DEADLINE: Bryan, this action by the NLRB will likely have a spillover effect, as Renee said. Both you and Mark are involved in a number of cases in other aspects of Reality TV, so what do you see as the implications specifically here, and what do you see as the implications for the wider industry?
BRYAN FREEDMAN: I think it’s the most powerful thing that’s come down in the history of reality television. And the reason it’s so powerful is because they found something like 30 violations in these contracts. And these contracts aren’t just something that’s being used by Kinetic or by Netflix through Love is Blind. These are used throughout the industry. And if you look at it, this actually goes to the degree that it says that these people like Renee, who’ve signed these contracts, that they couldn’t work anywhere else.
DEADLINE: Was that all-encompassing?
FREEDMAN: Yes. They couldn’t be on podcasts, they couldn’t interview anywhere else, they couldn’t make money and take another job in the media at all within a year of being on the show.
All these people should be paid back. They should. They’re entitled to compensation for what they could have been working on. And that’s the real key, because not only is it going to wipe out confidentiality in the sense that you can’t talk about wrongs in the workplace, but most importantly, these people make no money. They’re held to clauses that get them in trouble if they speak.

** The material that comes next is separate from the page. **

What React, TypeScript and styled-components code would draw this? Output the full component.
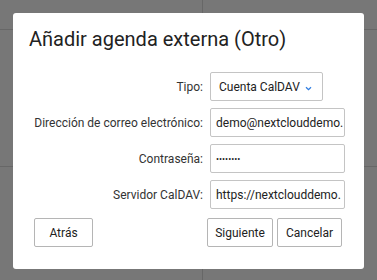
import React from "react";
import styled, { createGlobalStyle } from "styled-components";

const Global = createGlobalStyle`
    html, body {
        margin: 0;
        padding: 0;
        width: 377px;
        height: 280px;
        overflow: hidden;
        background: #777777;
        font-family: Roboto, "Liberation Sans", Arial, sans-serif;
    }
`;

const Backdrop = styled.div`
    position: relative;
    width: 377px;
    height: 280px;
    padding: 13px 13px 0 13px;
    box-sizing: border-box;
    background: #777777;
`;

const GridLineH = styled.div<{ top: number }>`
    position: absolute;
    left: 0;
    right: 0;
    top: ${(p) => p.top}px;
    height: 1px;
    background: #676767;
`;

const GridLineV = styled.div<{ left: number }>`
    position: absolute;
    top: 0;
    bottom: 0;
    left: ${(p) => p.left}px;
    width: 1px;
    background: #676767;
`;

const Dialog = styled.div`
    position: relative;
    width: 351px;
    height: 256px;
    box-sizing: border-box;
    background: #ffffff;
    border-radius: 3px;
    padding: 14px 0 0 0;
    display: flex;
    flex-direction: column;
`;

const Title = styled.h1`
    margin: 0 0 21px 16px;
    font-size: 20px;
    font-weight: 400;
    color: #222222;
    line-height: 24px;
    white-space: nowrap;
`;

const Form = styled.div`
    display: grid;
    grid-template-columns: 1fr 135px;
    column-gap: 7px;
    row-gap: 7px;
    padding-right: 19px;
    align-items: center;
`;

const Label = styled.label`
    justify-self: end;
    font-size: 12px;
    color: #333333;
    white-space: nowrap;
`;

const Field = styled.div<{ width?: number }>`
    width: ${(p) => (p.width ? `${p.width}px` : "100%")};
    height: 29px;
    box-sizing: border-box;
    border: 1px solid #c4c4c4;
    border-radius: 2px;
    padding: 0 0 0 5px;
    display: flex;
    align-items: center;
    gap: 5px;
    font-size: 12px;
    color: #222222;
    overflow: hidden;
    white-space: nowrap;
`;

const SelectField = styled(Field)`
    padding-left: 8px;
`;

const Dots = styled.span`
    font-size: 9px;
    letter-spacing: 0;
    color: #222222;
`;

const Buttons = styled.div`
    display: flex;
    align-items: center;
    margin-top: 9px;
    padding: 0 22px 0 21px;
    gap: 4px;
`;

const Spacer = styled.div`
    flex: 1;
`;

const Button = styled.button<{ width: number }>`
    width: ${(p) => p.width}px;
    height: 29px;
    box-sizing: border-box;
    background: #ffffff;
    border: 1px solid #b5b5b5;
    border-radius: 2px;
    font-family: inherit;
    font-size: 12px;
    color: #222222;
    padding: 0;
`;

const Chevron = () => (
    <svg width="7" height="5" viewBox="0 0 7 5" style={{ marginTop: 3 }}>
        <path d="M1 1.2 L3.5 3.7 L6 1.2" fill="none" stroke="#2f7de1" strokeWidth="1.3" />
    </svg>
);

export default function App() {
    return (
        <>
            <Global />
            <Backdrop>
                <GridLineH top={29} />
                <GridLineH top={166} />
                <GridLineV left={202} />
                <Dialog>
                    <Title>Añadir agenda externa (Otro)</Title>
                    <Form>
                        <Label>Tipo:</Label>
                        <SelectField width={113}>
                            Cuenta CalDAV <Chevron />
                        </SelectField>
                        <Label>Dirección de correo electrónico:</Label>
                        <Field>demo@nextclouddemo.</Field>
                        <Label>Contraseña:</Label>
                        <Field>
                            <Dots>••••••••</Dots>
                        </Field>
                        <Label>Servidor CalDAV:</Label>
                        <Field>https://nextclouddemo.</Field>
                    </Form>
                    <Buttons>
                        <Button width={59}>Atrás</Button>
                        <Spacer />
                        <Button width={66}>Siguiente</Button>
                        <Button width={65}>Cancelar</Button>
                    </Buttons>
                </Dialog>
            </Backdrop>
        </>
    );
}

DEADLINE: And potentially now?
FREEDMAN: This way, if they’re on a show, they can still get a job, or they could go, like Renee, you know, be a veterinarian. She can do whatever she wants to do. She can have a podcast. She can be in the media. She can be on another show. Up to now, all of these people are restricted to the measly, you know, small sum that they get in reality television. So, as the result of this is what Mark and I have been talking about all along. I mean, Mark and I have a ton of people lined up and ready to assert these claims and be paid by these networks.
MARK GERAGOS: The NLRB got interested for the same reason Bryan and I did.
DEADLINE: Which was?
GERAGOS: We were doing a lot of these reality cases, and then Renee’s case came up. If you had to script the most outrageous hypothetical of the corporation taking advantage of somebody, this is it. The idea of four violations and seeking millions of dollars for somebody who was paid $8,000 …well, I remember sitting with Bryan, asking “are these people insane?”
The fact was, it was the perfect storm of a case to display how absurd this whole situation was.
Now, you know, I like to say the proof is in the eating of the pudding. Now it’s time they went and took it to an extreme. Now we’re going to take it to an extreme. We are. Payback is a bitch. They’re the ones who created this situation, they’re now going to have to pay every single one of these people who they obliterated or tried to obliterate, and give Renee credit, I mean, the producers offered her at one point after we kept beating them around the head, you know. Oh, do you want to just walk away?. No, I’m not going to walk away, after all this nonsense.
DEADLINE: So Kinetic put a settlement on the table?
POCHE: Yes.
FREEDMAN: It was a few weeks ago. I think they saw the gauntlet coming down on them a few weeks ago. Yeah, a settlement, as long as she didn’t speak about it.
GERAGOS: It’s crazy, you can’t just restrict people’s livelihood. I mean, it’s unbelievable. We’re not going to let you speak…
DEADLINE: Renee, what is your sense of this now which is now, according to the NLRB, you are seen as an employee, retroactive to January 19, 2023. You have to be paid …
POCHE: (LAUGHS) It’s like what Mark says, this is what you would call “the f*ck around and find out” stage. I mean, I was supposed to do a vet show, and now maybe I can.
DEADLINE: Is it that straightforward?
POCHE: Well, no. Everyone now is scared of me, to work with me. I don’t blame them, from a production standpoint, because they don’t want to get involved or be on the bad side of Netflix. I get that. But, I mean, just to be able to finally say stuff …I actually am still scared of them, and I really haven’t talked with many people about it, but I just want to be free and clear to actually finally talk.
Also, what these companies had to go through with strikes with the quote, unquote, real actors and actresses, now they’ll have to deal with it all in one with us too, with Reality TV eventually. I mean, if you think about it, half the stuff we had to do with acting. It’s just them telling us what to say, what to do, where to be. It’s all the same thing in the end.
FREEDMAN: It’s all going to work together because you have the NLRB, which is dealing with federal law, you have what we’re bringing, which is dealing with California law, which is and should be more restrictive even than federal law. So, whatever the NLRB is doing, trust me, they’re going to do more in California, as they always do, to help employees and overall. Ultimately, this is going to lead to, people like Renee are going to be treated like human beings.
It’s a sweeping complaint that all the studios you’re going to have to deal with, and I wouldn’t be surprised once SAG-AFTRA gets involved in this.
DEADLINE: Really?
FREEDMAN: Yes, we’ve not only been working with the NLRB Mark and I, we’ve been working with SAG-AFTRA and others. There will be unionization. This is going to be a reckoning, but just like we predicted.
GERAGOS: Dominic, it isn’t like Bryan and I have been shy about telling these studios and these entities, you know, guys, this is not going to last – the pendulum swing is coming. Up to now, you’ve been able to use these shows, and use these people as your proxies for profit. That day is over. Those days are over
FREEDMAN: I’ll just add that we’ve confidentially settled a number of these already from studios that are afraid that this is going to be sweeping legislation and sweeping rule changes coming from guilds and judges. This is just the beginning.